Whose coat are you wearing, by the way?
About a week ago I wrote about A E Goonesinha, the ‘Father of the
Labour Movement’ in our country to a weekly newspaper. The piece
prompted a lot of comment, including the following about his statue in
Goonesinhapura: ‘What a ghastly sanitization is the statue of the old
man breaking rocks, as punishment for refusing to pay the Road Tax, but
dressed to the Ts in full suit, minus only his fedora!’
The issue of the suit hadn’t struck me until I received that email
from Tissa Devendra. It got me thinking about coats, though. The other
day I was passing the old Parliament building and saw D S Senanayake
being baked inside a full suit under the noontime sun. S W R D
Bandaranaike, green-tinged, seemed more breezy in contrast.
It’s not just statue ‘clothes’ of course. I remembered the title of a
Master’s thesis written by a colleague who is now a professor in a North
American university: ‘Time is a coat’. It was a study on labour
relations in the garment industry. The title referred probably to the
Marx’s theory of value generation and its relation to ‘labour time’. No
need to get into all that here of course.
I remembered also an anecdote related by cartoonist Vinnie Hettigoda.
This is a nutshell version.
A man borrows a friend’s coat. The two go on a journey, with the man
wearing his friend’s coat. Let’s call them ‘Lender’ and ‘Borrower’ for
narrative ease. They meet a mutual friend, and the Lender immediately
informs, ‘this coat...it belongs to me’. The Borrower is embarrassed and
requests that the Lender not make mention whose coat it is.
They meet another friend. Lender says, ‘This coat....it does not
belong to him’. Borrower is annoyed. He says ‘This coat, while we are on
this journey, does not belong to you, ok?’ Lender agrees. They meet
another man.
Lender: ‘This coat that my friend is wearing....it is not mine’. In
this way he communicates whose coat it is. Borrower says ‘can you stop
talking about the coat?’ Lender agrees. They meet a fourth person.
Lender: ‘This coat...well, let’s not talk about it!’
I can’t get down on print the facial expressions, the inflection and
emphasis, but it is not hard to imagine. Vinnies was talking about
censorship and how to get around it.
Clothes are political. They are political statements. They mark
status, class, religious faith, preferred identity and even political
affiliation. Coats are particular kinds of markers. They are class
identifiers. They give status. They help you believe that you’ve made it
across some kind of social barrier and are now a member of some elite
club. They are part of our culture now. Nothing wrong with wearing coat
and tie; it’s just another ‘garment’ after all. On the other hand, it is
good not to get carried away by dress, not what one wears and not what
one sees another wear.
I have found that dress covers a lot more than naked flesh. Clothes
are like words, I think. They are used to express something.

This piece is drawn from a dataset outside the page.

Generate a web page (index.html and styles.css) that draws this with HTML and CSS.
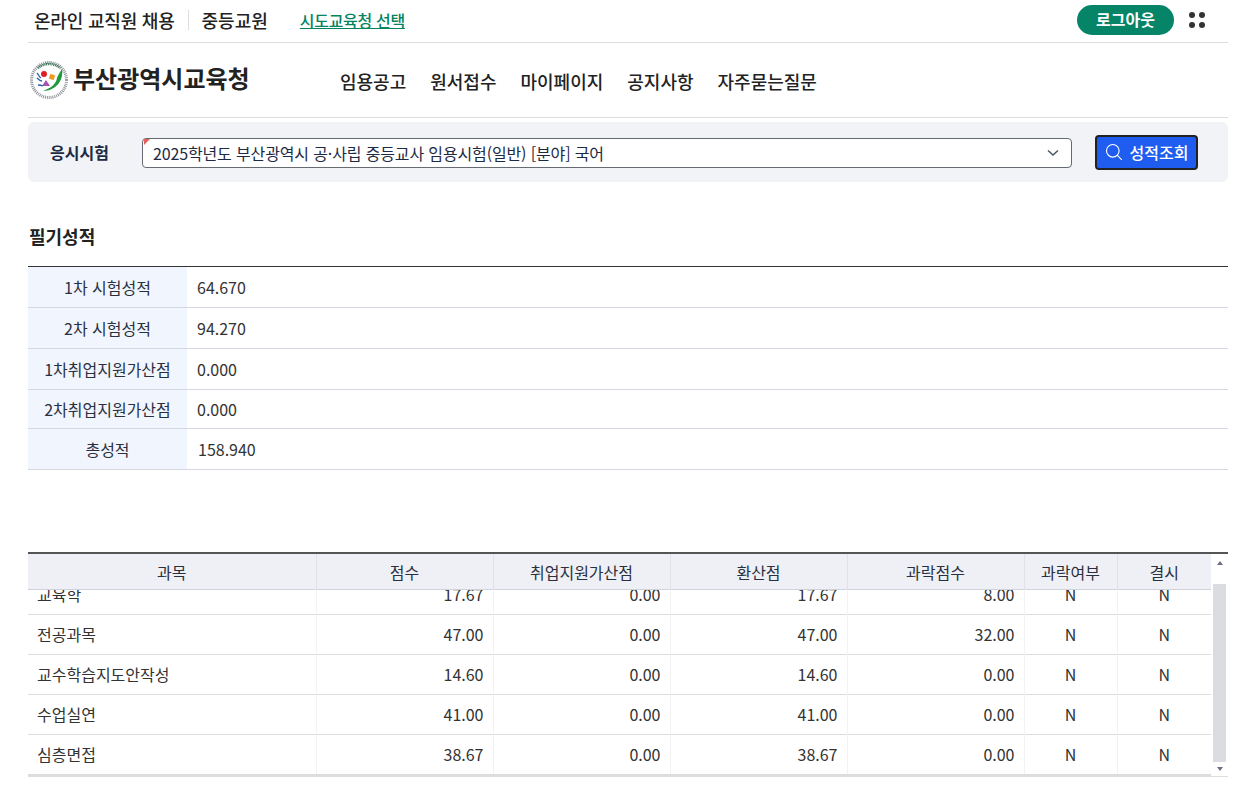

They are used to conceal, to disguise, to mislead, to impress, to be
seen, to be marked, to be accepted. They are used also to exclude; those
who dress differently, talk differently are basically given the message,
‘you don’t belong’ or ‘we are different’.
The words we use, the language(s) we speak, the accent that we grow
into and those that we acquire, constitute a wardrobe, it seems to me.
We pick and choose what we wear for which occasion and the company we
might find ourselves hanging out with. Like make-up, I suppose. Certain
perfumes for certain occasions, certain kinds of company. Different
coloured lipstick to go with different clothes.
Disguises, like words, can slip. There are ‘standards’ to follow.
Membership rules. If you get them wrong, you may lose membership. People
form clubs because they are comfortable with people who look like them,
think like them and act like them. They don’t like outsiders. This is
why there are rules. Similarly, if you want to be ‘one of them’ you have
to wear their clothes, do their thing, speak their speak etc. And you
have to keep it up. All the time.
I have no issue with people’s wardrobe preference. There is a popular
Hindi song which I believe addresses the issue of clothes and what they
mean, what they can mean, what you want them to mean and how important
they are to you. What matters in the end is not the cloth, the cut or
the appearance. It’s the definite article within. We hide even as we
reveal and we render ourselves naked even as we try to clothe ourselves.
This is not the first time I’ve thought of coats, clothes and
clothing (what they hide and reveal). I wondered, for instance, almost
four years ago: When we wear the clothes that are demanded of us, do we
stuff our unhappy skins in a trash can or turn them into drums beaten to
unfamiliar rhythms?
I think it is something to think about, these hot and humid days of
May. It won’t harm to ask ourselves whose coat(s) we are wearing or
desire to wear.
I think it is useful to ask ourselves what happened or happens to our
skin when we engage in ‘wardrobing’ and what kind of tunes we are able
to or allowed to dance to as a result.